Exhortation à la vigilance

Béatrice BérubéBéatrice Bérubé | 1er dimanche de l’Avent (A) – 1er décembre 2019

Exhortation à la vigilance : Matthieu 24, 37-44
Les lectures : Isaïe 2,1-5 ; Psaume 121 (122) ; Romains 13,11-14a
Les citations bibliques sont tirées de la Traduction liturgique officielle.

D’après le message vétérotestamentaire, Dieu se révèle à tous dans la création du monde. Mais selon le discours néotestamentaire, la révélation plénière de Dieu dans l’histoire atteint son dernier mot dans la venue de Jésus :

Après avoir, à bien des reprises et de bien des manières, parlé autrefois aux pères dans les prophètes, Dieu, en la période finale où nous sommes, nous a parlé à nous en un Fils qu’il a établi héritier de tout, par qui aussi il a créé les mondes
(He 1,1).

À l’unanimité, les premiers chrétiens pensent que Jésus ressuscité reviendra à la fin des temps dont le jour ou l’heure sont connus uniquement par Dieu. Lors de cet événement, Jésus se manifestera dans sa gloire pour rassembler toute l’humanité et remettre à son Père ce royaume de Dieu qu’il est venu annoncer et inaugurer sur la terre (Mt 16,28; 1 Co 15,20-28). En écartant toute spéculation sur la date de la fin du monde, tout en soulignant le caractère inéluctable de la venue du Fils de l’homme, Matthieu invite les chrétiens de sa communauté à se tenir toujours prêts. Le texte d’aujourd’hui présente deux paraboles – Le déluge et Le voleur – dont l’une illustre une histoire qui dure et l’autre, le motif de la vigilance.

Le déluge (vv. 37-42)

Dans cette parabole, Jésus annonce que le retour du Fils de l’homme sera aussi soudain que fut le déluge (Gn 6-8) aux « jours de Noé » (v. 37). La venue du Fils de l’homme aura la même brutalité.
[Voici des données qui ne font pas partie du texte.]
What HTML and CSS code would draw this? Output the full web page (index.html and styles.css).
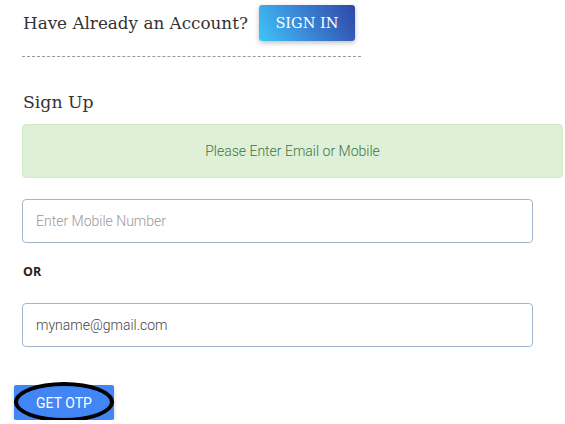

Dans cette comparaison, Jésus n’insiste pas sur l’inconduite de ceux qui furent engloutis, mais sur leur imprévoyance, c’est-à-dire que ces gens ne se fiaient qu’à leurs propres ressources, aux événements qui dépendaient d’eux-mêmes : ils mangeaient et buvaient, les jeunes hommes se mariaient et les pères donnaient leurs filles en mariage; ils ne s’imaginaient pas que Dieu pouvait intervenir en juge dans la routine du quotidien (vv. 38-39).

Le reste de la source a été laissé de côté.